Thanks but I saw the numbers, however to me the numbers just say "It's terrible" and leave me with the same question I had before, what's actually on the stack ? It's not going to just be empty space left there as a joke, are there... cached values? Pointers to something (what?). I suspect it's supposed to be obvious but I don't get it.
My "Eric's Famous Pythagorean Triples" blog post is 5+ years old and possibly not addressing exactly the same issue as think-cell/Google cares about, but, you might still be interested to read it:
https://quuxplusone.github.io/blog/2019/03/06/pythagorean-tr...

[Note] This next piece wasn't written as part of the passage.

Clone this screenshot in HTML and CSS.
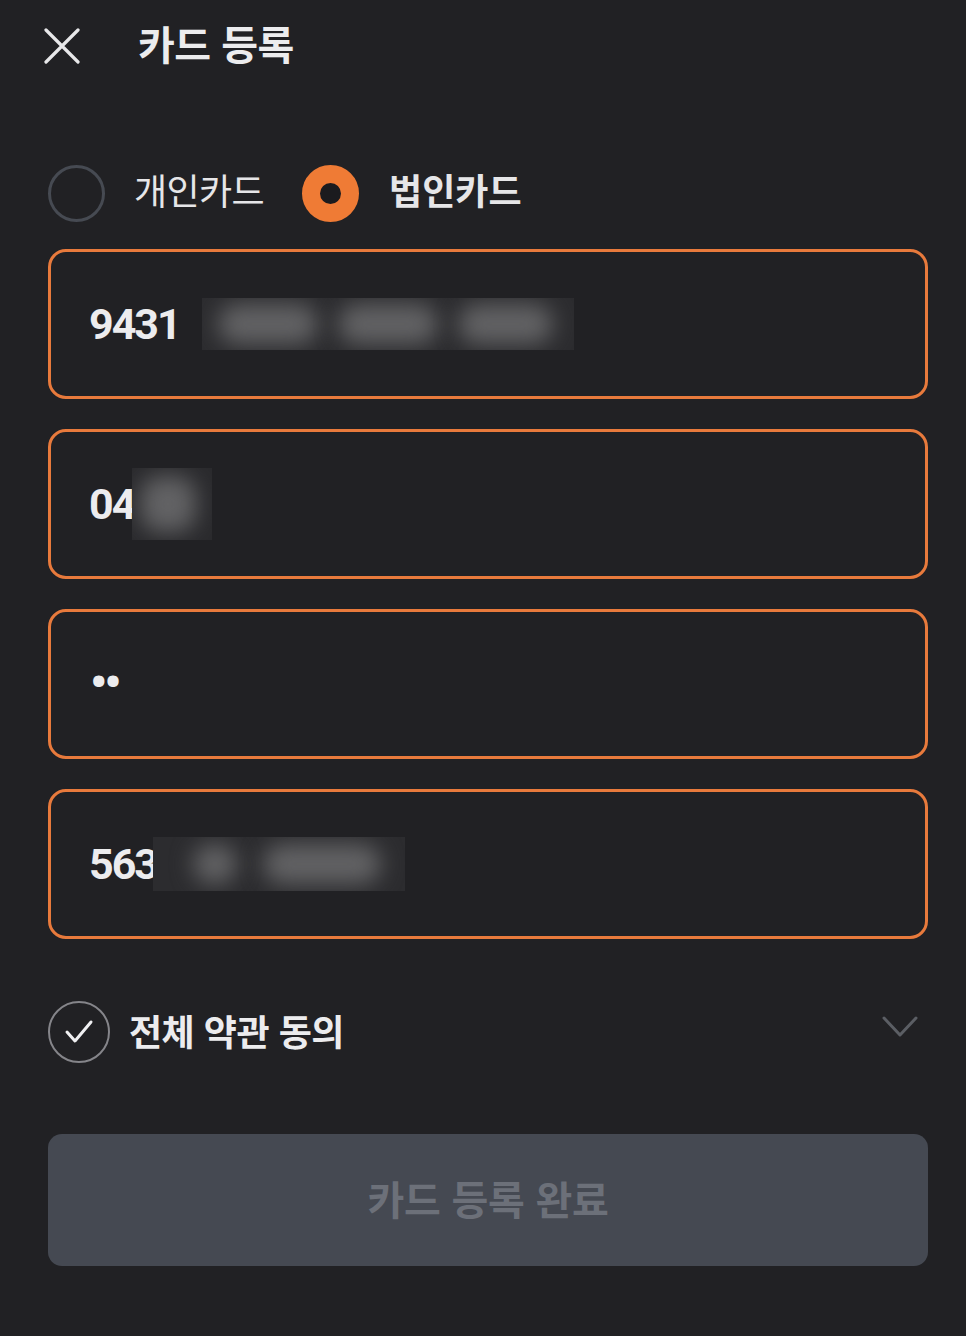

In my case, the blowup happens mainly because the Ranges style tends to turn easily fungible code like `if x < y` into relatively non-fungible data like the capture-list of `[y]() { return x < y; }`. The former is easily subjected to optimizations like the hoisting of loop invariants; the latter is not. Another way to put this is: The compiler is happy to mess with the layout of the function stack frame up until the very last minute; and to mess with the coroutine frame almost as long; but the layout of a lambda (or std::bind) capture frame is set-in-stone very early, by the front-end. And Ranges loves lambdas.
According to https://en.cppreference.com/w/cpp/ranges/filter_view return value of views::filter is either a new ranges::view or some sort of range adaptor that seems to be equivalent to a ranges::filter_view.
I can only guess that it is those return values that are temporarily put on stack so that the consequent | operations could be chained. My hypothesis, without knowing much about this stuff, is that since the compiler cannot elide them (according to the godbolt link from the presentation), stack usage, as found by Google, has cubic growth. I don't quite understand why since I guess it's expected to grow linearly, e.g. 48 bytes at a time.
The naive implementation of range would have a range represented of a pairs of iterators, with every iterator containing a copy of each upstream range, which blows up quadratically; libstdc++ implementation is not implemented this way though: each range has one copy of the upstream range plus the predicate, while this could be optimized further for stateless predicates, the range growth should still be linear.
Yet, when I print the final size of the chained filter ranges and I saw it increasing superlinearly with the number of stages, so I must be missing something.
There is also additional wasted stack space for each temporary range. In theory the compiler should be able to optimize them away, but it probably doesn't always.